8. Love the One You’re With by Stephen Stills (PROMISCUITY) — This song always bothered me. Still does. I’m only hoping he wrote it as tongue-in-cheek advice.

If you’re down and confused
And you don’t remember who you’re talking to
Concentration slips away
Cause your baby is so far away
CHORUS
Well there’s a rose in the fisted glove
And the eagle flies with the dove
And if you can’t be with the one you love, honey
Love the one you’re with
Don’t be angry – don’t be sad
Don’t sit crying over good times you’ve had
There’s a girl right next to you
And she’s just waiting for something to do
CHORUS
Doo doo doo doo
Turn your heartache right into joy
Cause she’s a girl and you’re a boy
Get it together come on make it nice
You ain’t gonna need any more advice

9. IT’S TOO LATE by Carole King (SELF-CARE/BEING TRUE TO ONESELF) — This is just one of the most pitch-perfect breakup songs ever written. Nobody does it better — sorry, Carly Simon.

10. I WILL SURVIVE by Gloria Gaynor (EMPOWERMENT & RECOVERY) — This song should be on everyone’s playlist, for all time.

Other topics, such as TEEN PREGNANCY (check out There Goes My Life by Kenny Chesney or What Would You Do by City High), ABSTINENCE (scour the Christian music charts, lord knows) and MISOGYNY (rap is littered with it, but I’m not down with rap, ha, or rather I’m somewhat down on it, and haven’t kept up with hip-hop) — plus all manner of cheatin’ hearts country/blues music lessons for the pickings.

I encourage all of you parents to come up with your own playlists and jog some conversation with your blossoming children, according to your tastes. It’s never too soon to expose kids to music, and the lyrics will sink in when they are ready to comprehend.

Music memory lasts a lifetime. In those uncertain moments when you can’t be there, it may be a song in their head that supplies them with support and direction.
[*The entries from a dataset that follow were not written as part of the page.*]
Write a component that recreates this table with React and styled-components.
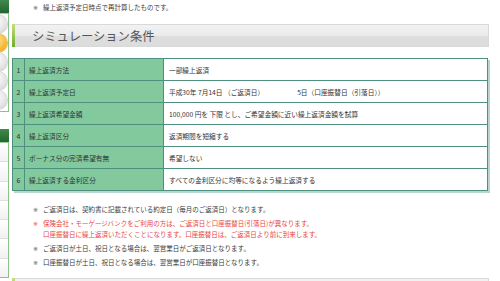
import styled, { createGlobalStyle } from "styled-components";

const GlobalStyle = createGlobalStyle`
  html, body {
    margin: 0;
    padding: 0;
    background: #fff;
    overflow: hidden;
    height: 281px;
  }
  body {
    font-family: "Noto Sans CJK JP", "Noto Sans", sans-serif;
    color: #333;
  }
`;

const Page = styled.div`
  display: flex;
  gap: 3px;
  width: 500px;
  height: 281px;
  overflow: hidden;
`;

/* ---- cropped side navigation (only its right edge shows) ---- */
const Side = styled.div`
  width: 9px;
  flex: none;
  overflow: hidden;
  display: flex;
  flex-direction: column;
`;

const SideHead = styled.div`
  height: 13px;
  flex: none;
  background: linear-gradient(#3f8a4c, #23652f);
  border-bottom: 1px solid #9fd0a4;
`;

const SidePanel = styled.div`
  border-right: 1px solid #8cc28a;
  border-bottom: 1px solid #8cc28a;
  background: #fff;
  padding: 1px 0 2px;
  display: flex;
  flex-direction: column;
  gap: 1px;
`;

const Circle = styled.div`
  width: 18px;
  height: 18px;
  flex: none;
  border-radius: 50%;
  margin-left: -11px;
  background: ${(p) =>
    p.$active
      ? "radial-gradient(circle at 40% 35%, #ffe9a6, #f6b52c 65%, #e69a10)"
      : "radial-gradient(circle at 40% 35%, #ffffff, #e4e4e4 60%, #c6c6c6)"};
  box-shadow: 0 0 0 1px ${(p) => (p.$active ? "#e7b55a" : "#d2d2d2")};
`;

const SideMenu = styled.div`
  margin-top: 17px;
  display: flex;
  flex-direction: column;
`;

const SideList = styled.div`
  border-right: 1px solid #8cc28a;
  border-bottom: 1px solid #8cc28a;
  height: 134px;
  display: flex;
  flex-direction: column;
`;

const SideRow = styled.div`
  flex: 1;
  border-bottom: 1px solid #dedede;
  background: linear-gradient(#fff, #f1f1f1);
  &:last-child { border-bottom: none; }
`;

/* ---- main column ---- */
const Main = styled.div`
  width: 478px;
  flex: none;
  padding-top: 2px;
  display: flex;
  flex-direction: column;
`;

const Note = styled.div`
  display: flex;
  font-size: 6.5px;
  line-height: 11px;
  color: ${(p) => (p.$red ? "#e8453c" : "#3a3a3a")};
  padding-left: 21px;
`;

const Mark = styled.span`
  width: 10px;
  flex: none;
  font-family: "DejaVu Sans", sans-serif;
  font-size: 6px;
  color: ${(p) => (p.$red ? "#e8453c" : "#555")};
`;

const Heading = styled.div`
  height: 21px;
  flex: none;
  margin-top: ${(p) => p.$top}px;
  margin-right: 1px;
  display: flex;
  align-items: center;
  border: 1px solid #d9d9d9;
  border-left: none;
  background: linear-gradient(#f2f2f2 0%, #ebebeb 50%, #dedede 52%, #dcdcdc 100%);
  &::before {
    content: "";
    align-self: stretch;
    width: 3px;
    margin-top: -1px;
    margin-bottom: -1px;
    background: linear-gradient(#c4df7c, #6fae2e);
  }
`;

const HeadingText = styled.h2`
  margin: 0 0 0 17px;
  font-size: 12.3px;
  font-weight: 400;
  color: #555;
`;

const Table = styled.table`
  margin-top: 11px;
  width: 476px;
  table-layout: fixed;
  border-collapse: collapse;
  font-size: 6.7px;
  color: #333;
  box-shadow: 2px 2px 0 #b7d6d0;
`;

const Cell = styled.td`
  height: 22px;
  box-sizing: border-box;
  padding: 0 0 0 ${(p) => (p.$value ? 5 : 4)}px;
  border: 1px solid #4e8f7f;
  background: ${(p) => (p.$value ? "#fff" : "#82c99e")};
  white-space: nowrap;
  overflow: hidden;
`;

const NumCell = styled(Cell)`
  padding: 0;
  text-align: center;
  font-size: 7px;
`;

const Gap = styled.span`
  display: inline-block;
  width: 33px;
`;

const Notes = styled.div`
  margin-top: 13px;
  display: flex;
  flex-direction: column;
  gap: 3px;
`;

const rows = [
  ["繰上返済方法", "一部繰上返済"],
  [
    "繰上返済予定日",
    <>
      平成30年 7月14日 （ご返済日）<Gap />5日（口座振替日（引落日））
    </>,
  ],
  ["繰上返済希望金額", "100,000 円を 下限 とし、ご希望金額に近い繰上返済金額を試算"],
  ["繰上返済区分", "返済期間を短縮する"],
  ["ボーナス分の完済希望有無", "希望しない"],
  ["繰上返済する金利区分", "すべての金利区分に均等になるよう繰上返済する"],
];

export default function App() {
  return (
    <>
      <GlobalStyle />
      <Page>
        <Side>
          <SideHead />
          <SidePanel>
            <Circle />
            <Circle $active />
            <Circle />
            <Circle />
            <Circle />
          </SidePanel>
          <SideMenu>
            <SideHead />
            <SideList>
              <SideRow />
              <SideRow />
              <SideRow />
              <SideRow />
              <SideRow />
              <SideRow />
              <SideRow />
            </SideList>
          </SideMenu>
        </Side>

        <Main>
          <Note>
            <Mark>※</Mark>
            <span>繰上返済予定日時点で再計算したものです。</span>
          </Note>

          <Heading $top={11}>
            <HeadingText>シミュレーション条件</HeadingText>
          </Heading>

          <Table>
            <colgroup>
              <col style={{ width: 12 }} />
              <col style={{ width: 139 }} />
              <col />
            </colgroup>
            <tbody>
              {rows.map(([label, value], i) => (
                <tr key={i}>
                  <NumCell>{i + 1}</NumCell>
                  <Cell>{label}</Cell>
                  <Cell $value>{value}</Cell>
                </tr>
              ))}
            </tbody>
          </Table>

          <Notes>
            <Note>
              <Mark>※</Mark>
              <span>ご返済日は、契約書に記載されている約定日（毎月のご返済日）となります。</span>
            </Note>
            <Note $red>
              <Mark $red>※</Mark>
              <span>
                保険会社・モーゲージバンクをご利用の方は、ご返済日と口座振替日(引落日)が異なります。
                <br />
                口座振替日に繰上返済いただくことになります。口座振替日は、ご返済日より前に到来します。
              </span>
            </Note>
            <Note>
              <Mark>※</Mark>
              <span>ご返済日が土日、祝日となる場合は、翌営業日がご返済日となります。</span>
            </Note>
            <Note>
              <Mark>※</Mark>
              <span>口座振替日が土日、祝日となる場合は、翌営業日が口座振替日となります。</span>
            </Note>
          </Notes>

          <Heading $top={10} />
        </Main>
      </Page>
    </>
  );
}
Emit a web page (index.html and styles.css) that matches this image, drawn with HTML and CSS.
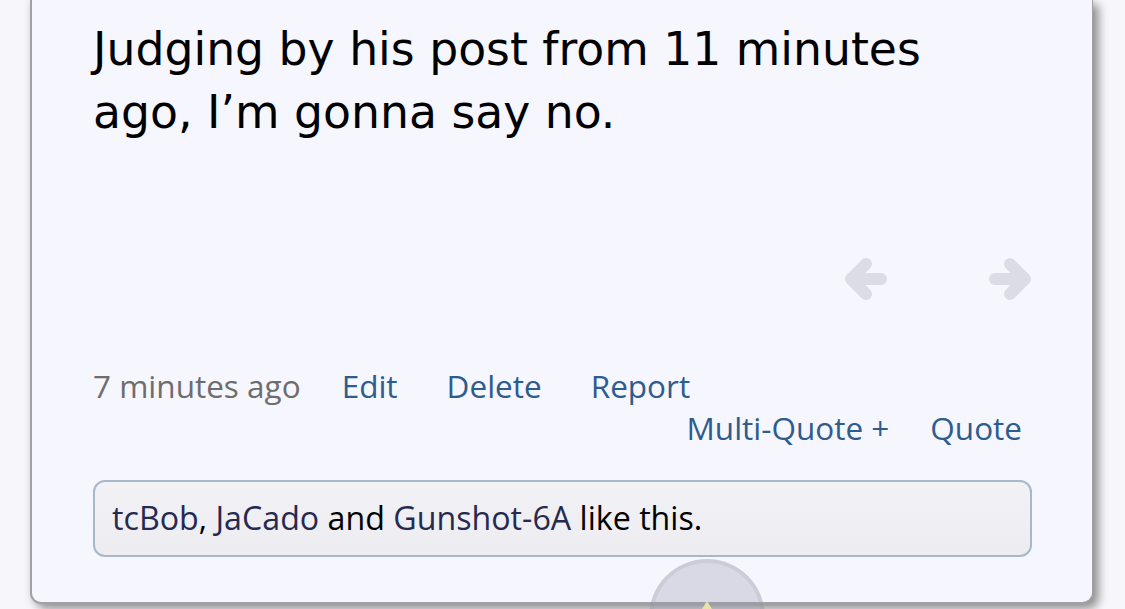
FILE: index.html
```html
<!DOCTYPE html>
<html>
<head>
<meta charset="utf-8">
<link rel="stylesheet" href="styles.css">
</head>
<body>
<div class="card">
  <div class="message">Judging by his post from 11 minutes ago, I’m gonna say no.</div>
  <div class="nav">
    <svg class="arrow" width="44" height="46" viewBox="0 0 44 46"><path d="M37 22 H7 M22 7 L7 22 L22 37" fill="none" stroke="#dcdce6" stroke-width="12" stroke-linecap="round" stroke-linejoin="round"/></svg>
    <svg class="arrow" width="44" height="46" viewBox="0 0 44 46"><path d="M7 22 H37 M22 7 L37 22 L22 37" fill="none" stroke="#dcdce6" stroke-width="12" stroke-linecap="round" stroke-linejoin="round"/></svg>
  </div>
  <div class="meta">
    <span class="time">7 minutes ago</span>
    <a class="link first">Edit</a>
    <a class="link">Delete</a>
    <a class="link">Report</a>
  </div>
  <div class="meta right">
    <a class="link">Multi-Quote +</a>
    <a class="link quote">Quote</a>
  </div>
  <div class="likes"><a class="name">tcBob</a>, <a class="name">JaCado</a> and <a class="name">Gunshot-6A</a> like this.</div>
</div>
<div class="fab"><div class="fab-circle"><span class="fab-icon"></span></div></div>
</body>
</html>
```
FILE: styles.css
```css
html, body {
  margin: 0;
  padding: 0;
  height: 609px;
  overflow: hidden;
}
body {
  background: #f7f7fb;
  position: relative;
}
.card {
  box-sizing: border-box;
  margin-left: 30px;
  width: 1063px;
  height: 604px;
  background: #f5f6fe;
  border: 2px solid #a2a2a6;
  border-top: none;
  border-right: 1px solid #a2a2a6;
  border-radius: 0 0 11px 11px;
  box-shadow: 0 0 10px rgba(0,0,0,0.10), 6px 5px 10px rgba(0,0,0,0.38);
  padding: 18px 60px 0 61px;
  display: flex;
  flex-direction: column;
}
.message {
  font-family: "DejaVu Sans", Verdana, sans-serif;
  font-size: 45.7px;
  line-height: 63px;
  color: #000;
  width: 900px;
}
.nav {
  display: flex;
  justify-content: flex-end;
  gap: 100px;
  margin-top: 113px;
}
.arrow {
  display: block;
}
.meta {
  display: flex;
  font-family: "Open Sans", sans-serif;
  font-size: 31.5px;
  line-height: 42px;
}
.nav + .meta {
  margin-top: 62px;
}
.meta.right {
  justify-content: flex-end;
  padding-right: 10px;
}
.time {
  color: #6d6d70;
}
.link {
  color: #2f5c8e;
  margin-left: 49px;
}
.link.first {
  margin-left: 41px;
}
.meta.right .link {
  margin-left: 0;
}
.meta.right .link.quote {
  margin-left: 41px;
}
.likes {
  margin-top: 31px;
  border: 2px solid #a6b8c9;
  border-radius: 12px;
  background: linear-gradient(#f2f2f6, #ececf1);
  padding: 15px 17px 16px;
  font-family: "Open Sans", sans-serif;
  font-size: 32.2px;
  line-height: 42px;
  color: #000;
}
.name {
  color: #262a50;
}
.fab {
  position: absolute;
  left: 649px;
  top: 559px;
  width: 116px;
  height: 50px;
  overflow: hidden;
}
.fab-circle {
  position: relative;
  width: 116px;
  height: 116px;
  box-sizing: border-box;
  border-radius: 50%;
  background: rgba(150,150,170,0.30);
  border: 4px solid rgba(150,150,165,0.18);
}
.fab-icon {
  position: absolute;
  left: 44px;
  top: 38px;
  width: 0;
  height: 0;
  border-left: 10px solid transparent;
  border-right: 10px solid transparent;
  border-bottom: 16px solid #e9e2a2;
}
```
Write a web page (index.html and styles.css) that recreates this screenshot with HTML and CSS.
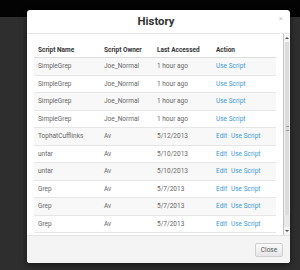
FILE: index.html
```html
<!DOCTYPE html>
<html>
<head>
<meta charset="utf-8">
<link rel="stylesheet" href="styles.css">
</head>
<body>
<div class="topbar"></div>
<div class="page"></div>
<div class="modal">
  <div class="modal-header">
    <h3 class="modal-title">History</h3>
    <span class="modal-x">×</span>
  </div>
  <div class="modal-body">
    <div class="body-content">
      <table class="table">
        <colgroup><col class="c1"><col class="c2"><col class="c3"><col class="c4"></colgroup>
        <thead>
          <tr><th>Script Name</th><th>Script Owner</th><th>Last Accessed</th><th>Action</th></tr>
        </thead>
        <tbody>
          <tr><td>SimpleGrep</td><td>Joe_Normal</td><td>1 hour ago</td><td><a class="link">Use Script</a></td></tr>
          <tr><td>SimpleGrep</td><td>Joe_Normal</td><td>1 hour ago</td><td><a class="link">Use Script</a></td></tr>
          <tr><td>SimpleGrep</td><td>Joe_Normal</td><td>1 hour ago</td><td><a class="link">Use Script</a></td></tr>
          <tr><td>SimpleGrep</td><td>Joe_Normal</td><td>1 hour ago</td><td><a class="link">Use Script</a></td></tr>
          <tr><td>TophatCufflinks</td><td>Av</td><td>5/12/2013</td><td><a class="link edit">Edit</a><a class="link">Use Script</a></td></tr>
          <tr><td>untar</td><td>Av</td><td>5/10/2013</td><td><a class="link edit">Edit</a><a class="link">Use Script</a></td></tr>
          <tr><td>untar</td><td>Av</td><td>5/10/2013</td><td><a class="link edit">Edit</a><a class="link">Use Script</a></td></tr>
          <tr><td>Grep</td><td>Av</td><td>5/7/2013</td><td><a class="link edit">Edit</a><a class="link">Use Script</a></td></tr>
          <tr><td>Grep</td><td>Av</td><td>5/7/2013</td><td><a class="link edit">Edit</a><a class="link">Use Script</a></td></tr>
          <tr><td>Grep</td><td>Av</td><td>5/7/2013</td><td><a class="link edit">Edit</a><a class="link">Use Script</a></td></tr>
        </tbody>
      </table>
    </div>
    <div class="sb">
      <div class="sb-btn"><span class="tri-up"></span></div>
      <div class="sb-track">
        <div class="sb-thumb"><span class="grip"></span></div>
      </div>
      <div class="sb-btn"><span class="tri-down"></span></div>
    </div>
  </div>
  <div class="modal-footer">
    <button class="btn">Close</button>
  </div>
</div>
</body>
</html>
```
FILE: styles.css
```css
html, body {
  margin: 0;
  padding: 0;
}
body {
  width: 300px;
  height: 270px;
  background: #2e2e2e;
  font-family: Roboto, "Liberation Sans", sans-serif;
  overflow: hidden;
  position: relative;
}
.topbar {
  height: 17px;
  background: #030303;
}
.page {
  height: 253px;
}
.modal {
  position: absolute;
  left: 27px;
  top: 10px;
  width: 263px;
  height: 253px;
  background: #fff;
  border-radius: 3px;
  box-shadow: 0 2px 6px rgba(0,0,0,0.5);
  display: flex;
  flex-direction: column;
  overflow: hidden;
}
.modal-header {
  height: 23px;
  flex: none;
  border-bottom: 1px solid #e8e8e8;
  display: flex;
  align-items: center;
  justify-content: center;
  position: relative;
}
.modal-title {
  margin: 0 5px 0 0;
  font-size: 11.4px;
  font-weight: 700;
  color: #333;
  line-height: 1;
}
.modal-x {
  position: absolute;
  right: 7px;
  top: 5px;
  font-size: 8px;
  color: #c8c8c8;
  line-height: 1;
}
.modal-body {
  height: 201px;
  flex: none;
  display: flex;
}
.body-content {
  flex: 1;
  overflow: hidden;
  padding: 8px 7px 0 7px;
}
.table {
  width: 242px;
  border-collapse: collapse;
  table-layout: fixed;
  font-size: 6.5px;
}
.c1 { width: 66px; }
.c2 { width: 53px; }
.c3 { width: 59px; }
.c4 { width: 64px; }
.table th {
  text-align: left;
  font-weight: 700;
  color: #333;
  height: 15px;
  padding: 0 0 0 4px;
  border-bottom: 1px solid #dddddd;
  vertical-align: middle;
  white-space: nowrap;
}
.table td {
  height: 16.5px;
  padding: 0 0 0 4px;
  color: #666;
  border-bottom: 1px solid #e6e6e6;
  vertical-align: middle;
  white-space: nowrap;
}
.table tbody tr:nth-child(odd) td {
  background: #f8f8f8;
}
.link {
  color: #3d9ad6;
}
.edit {
  margin-right: 4px;
}
.sb {
  width: 7px;
  flex: none;
  background: #e9e9e9;
  border-left: 1px solid #c4c4c4;
  display: flex;
  flex-direction: column;
  box-sizing: border-box;
}
.sb-btn {
  height: 8px;
  flex: none;
  display: flex;
  align-items: center;
  justify-content: center;
  background: #f4f4f4;
}
.tri-up {
  width: 0;
  height: 0;
  border-left: 2px solid transparent;
  border-right: 2px solid transparent;
  border-bottom: 2px solid #555;
}
.tri-down {
  width: 0;
  height: 0;
  border-left: 2px solid transparent;
  border-right: 2px solid transparent;
  border-top: 2px solid #555;
}
.sb-track {
  flex: 1;
  display: flex;
  flex-direction: column;
  padding: 0 0 10px 0;
}
.sb-thumb {
  height: 173px;
  background: #dcdcdc;
  border-left: 1px solid #f2f2f2;
  border-right: 1px solid #f2f2f2;
  display: flex;
  align-items: center;
  justify-content: center;
}
.grip {
  width: 3px;
  height: 3px;
  border-top: 1px solid #999;
  border-bottom: 1px solid #999;
}
.modal-footer {
  flex: 1;
  background: #f4f4f4;
  border-top: 1px solid #e4e4e4;
  display: flex;
  align-items: center;
  justify-content: flex-end;
  padding-right: 7px;
}
.btn {
  width: 28px;
  height: 14px;
  padding: 0;
  font-family: Roboto, "Liberation Sans", sans-serif;
  font-size: 6.5px;
  color: #555;
  background: linear-gradient(#fafafa, #e6e6e6);
  border: 1px solid #cfcfcf;
  border-radius: 2px;
}
```
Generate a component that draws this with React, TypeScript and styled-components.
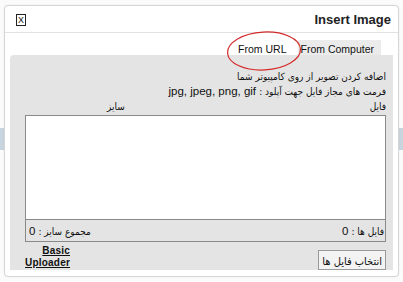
import styled, { createGlobalStyle } from 'styled-components'

const GlobalStyle = createGlobalStyle`
  html, body {
    margin: 0;
    padding: 0;
    background: #fbfbfb;
  }
  body {
    width: 403px;
    height: 282px;
    overflow: hidden;
    font-family: "Liberation Sans", "DejaVu Sans", sans-serif;
    font-size: 11px;
    color: #111;
  }
`

function App () {
  return (
    <Page>
      <GlobalStyle />
      <PageBar $top={128} $height={22} />
      <Dialog>
        <Header>
          <CloseButton>X</CloseButton>
          <Title>Insert Image</Title>
        </Header>
        <TabRow>
          <Tab>From Computer</Tab>
          <Tab $active>From URL</Tab>
          <Circle width="78" height="42" viewBox="0 0 78 42">
            <ellipse cx="39" cy="21" rx="36.5" ry="19" fill="none" stroke="#d42a2a" strokeWidth="1.2" transform="rotate(-3 39 21)" />
          </Circle>
        </TabRow>
        <Panel>
          <Line><Fa>اضافه کردن تصویر از روی کامپیوتر شما</Fa></Line>
          <Line><Fa>فرمت های مجاز فایل جهت آپلود :</Fa> <Latin>jpg, jpeg, png, gif</Latin></Line>
          <ColumnHeads>
            <Fa>فایل</Fa>
            <Fa>سایز</Fa>
          </ColumnHeads>
          <FileList>
            <FileArea />
            <ListFooter>
              <span><Fa>فایل ها :</Fa> <Latin>0</Latin></span>
              <span><Fa>مجموع سایز :</Fa> <Latin>0</Latin></span>
            </ListFooter>
          </FileList>
          <Actions>
            <SelectButton><Fa $size={11}>انتخاب فایل ها</Fa></SelectButton>
            <BasicLink href="#">Basic Uploader</BasicLink>
          </Actions>
        </Panel>
      </Dialog>
    </Page>
  )
}

const Page = styled.div`
  position: relative;
  width: 403px;
  height: 282px;
  display: flow-root;
`
const PageBar = styled.div<{ $top: number, $height: number }>`
  margin-top: ${p => p.$top}px;
  height: ${p => p.$height}px;
  background: #c9d5de;
`
const Dialog = styled.div`
  position: absolute;
  left: 4px;
  top: 5px;
  width: 393px;
  height: 270px;
  background: #fff;
  border: 1px solid #d6d6d6;
  border-radius: 4px;
  box-shadow: 0 0 2px rgba(0, 0, 0, 0.08);
  display: flex;
  flex-direction: column;
`
const Header = styled.div`
  height: 29px;
  border-bottom: 1px solid #e2e2e2;
  display: flex;
  align-items: center;
  justify-content: space-between;
  padding: 0 7px 0 11px;
`
const CloseButton = styled.span`
  width: 8px;
  height: 10px;
  border: 1px solid #222;
  font-size: 9px;
  line-height: 10px;
  text-align: center;
  margin-top: 2px;
`
const Title = styled.span`
  font-size: 13px;
  font-weight: bold;
  color: #222;
  margin-top: 1px;
`
const TabRow = styled.div`
  position: relative;
  height: 24px;
  display: flex;
  flex-direction: row-reverse;
  justify-content: flex-start;
  align-items: flex-end;
  padding-right: 17px;
`
const Tab = styled.div<{ $active?: boolean }>`
  height: 15px;
  line-height: 18px;
  padding: 0 ${p => p.$active ? '12px 0 8px' : '7px 0 2px'};
  background: ${p => p.$active ? '#fff' : '#ebebeb'};
  font-size: 10.5px;
  color: #111;
  position: relative;
  z-index: 1;
`
const Circle = styled.svg`
  position: absolute;
  left: 220px;
  top: -3px;
  z-index: 2;
`
const Fa = styled.span<{ $size?: number }>`
  font-family: "DejaVu Sans Condensed", "DejaVu Sans", sans-serif;
  font-size: ${p => p.$size ?? 10}px;
`
const Latin = styled.span`
  font-family: "Liberation Sans", sans-serif;
  font-size: 11.5px;
`
const Panel = styled.div`
  flex: 1;
  margin: 0 5px 6px 5px;
  background: #e4e4e4;
  border-radius: 4px 0 0 0;
  padding: 14px 7px 0 15px;
  direction: rtl;
  display: flex;
  flex-direction: column;
`
const Line = styled.div`
  line-height: 15px;
  height: 15px;
`
const ColumnHeads = styled.div`
  line-height: 15px;
  height: 15px;
  display: flex;
  justify-content: space-between;
  padding-left: 82px;
`
const FileList = styled.div`
  margin-top: 1px;
  border: 1px solid #8a8a8a;
  display: flex;
  flex-direction: column;
`
const FileArea = styled.div`
  height: 103px;
  background: #fff;
  border-bottom: 1px solid #8a8a8a;
`
const ListFooter = styled.div`
  height: 21px;
  display: flex;
  align-items: center;
  justify-content: space-between;
  padding: 0 1px 0 3px;
`
const Actions = styled.div`
  display: flex;
  justify-content: space-between;
  align-items: flex-start;
  padding-top: 3px;
`
const SelectButton = styled.button`
  margin-top: 5px;
  height: 20px;
  padding: 0 3px;
  background: #f3f3f3;
  border: 1px solid #9a9a9a;
  color: #111;
`
const BasicLink = styled.a`
  width: 45px;
  text-align: right;
  direction: ltr;
  font-weight: bold;
  letter-spacing: 0.2px;
  line-height: 12px;
  color: #111;
  font-size: 10px;
`

export default App
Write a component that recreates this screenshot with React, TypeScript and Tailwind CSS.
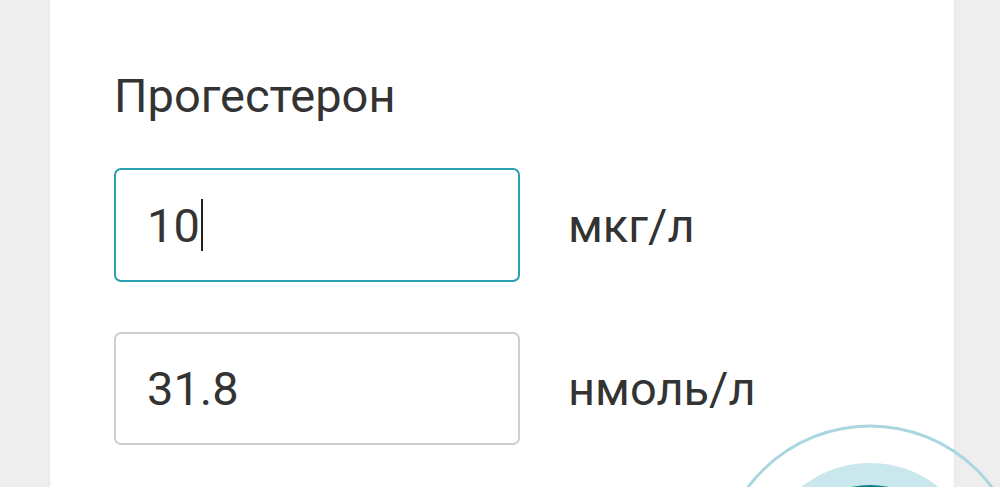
import React from "react";

export default function App() {
  const font = { fontFamily: "Roboto, 'Noto Sans', sans-serif" };
  return (
    <div className="relative h-[487px] w-[1000px] overflow-hidden bg-[#eeeeee]" style={font}>
      <div className="ml-[50px] h-full w-[904px] bg-white shadow-[0_0_2px_rgba(0,0,0,0.08)] pl-[64px] pt-[69px]">
        <div className="text-[47px] leading-[54px] text-[#333333]">Прогестерон</div>
        <div className="mt-[45px] flex flex-col gap-[50px]">
          <div className="flex items-center gap-[48px]">
            <div className="flex h-[114px] w-[406px] items-center rounded-[7px] border-2 border-[#2b9fb2] pl-[31px] text-[47px] text-[#333333]">
              <span className="leading-none">10</span>
              <span className="ml-[1px] inline-block h-[52px] w-[2px] bg-[#222222]" />
            </div>
            <div className="text-[47px] leading-none text-[#333333]">мкг/л</div>
          </div>
          <div className="flex items-center gap-[48px]">
            <div className="flex h-[113px] w-[406px] items-center rounded-[7px] border-2 border-[#cfcfcf] pl-[31px] text-[47px] text-[#333333]">
              <span className="leading-none">31.8</span>
            </div>
            <div className="text-[47px] leading-none text-[#333333]">нмоль/л</div>
          </div>
        </div>
      </div>
      <svg className="absolute left-[700px] top-[400px]" width="300" height="87" viewBox="700 400 300 87">
        <circle cx="870" cy="578" r="152" fill="none" stroke="#a9d6df" strokeWidth="3" />
        <circle cx="870" cy="573" r="110" fill="#c9e7ed" />
        <circle cx="870" cy="575" r="90" fill="#0f7d8e" />
      </svg>
    </div>
  );
}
What’s key: drawing kids out to share ideas about what the songs mean and how they relate or feel at different stages of their lives.

If I could, I would start teaching similar playlists in schools as part of the regular sex-ed curriculum — making more of an effort to keep up with today’s hits first, that is.

I appreciate all suggestions. Maybe this will be my volunteering project for 2013.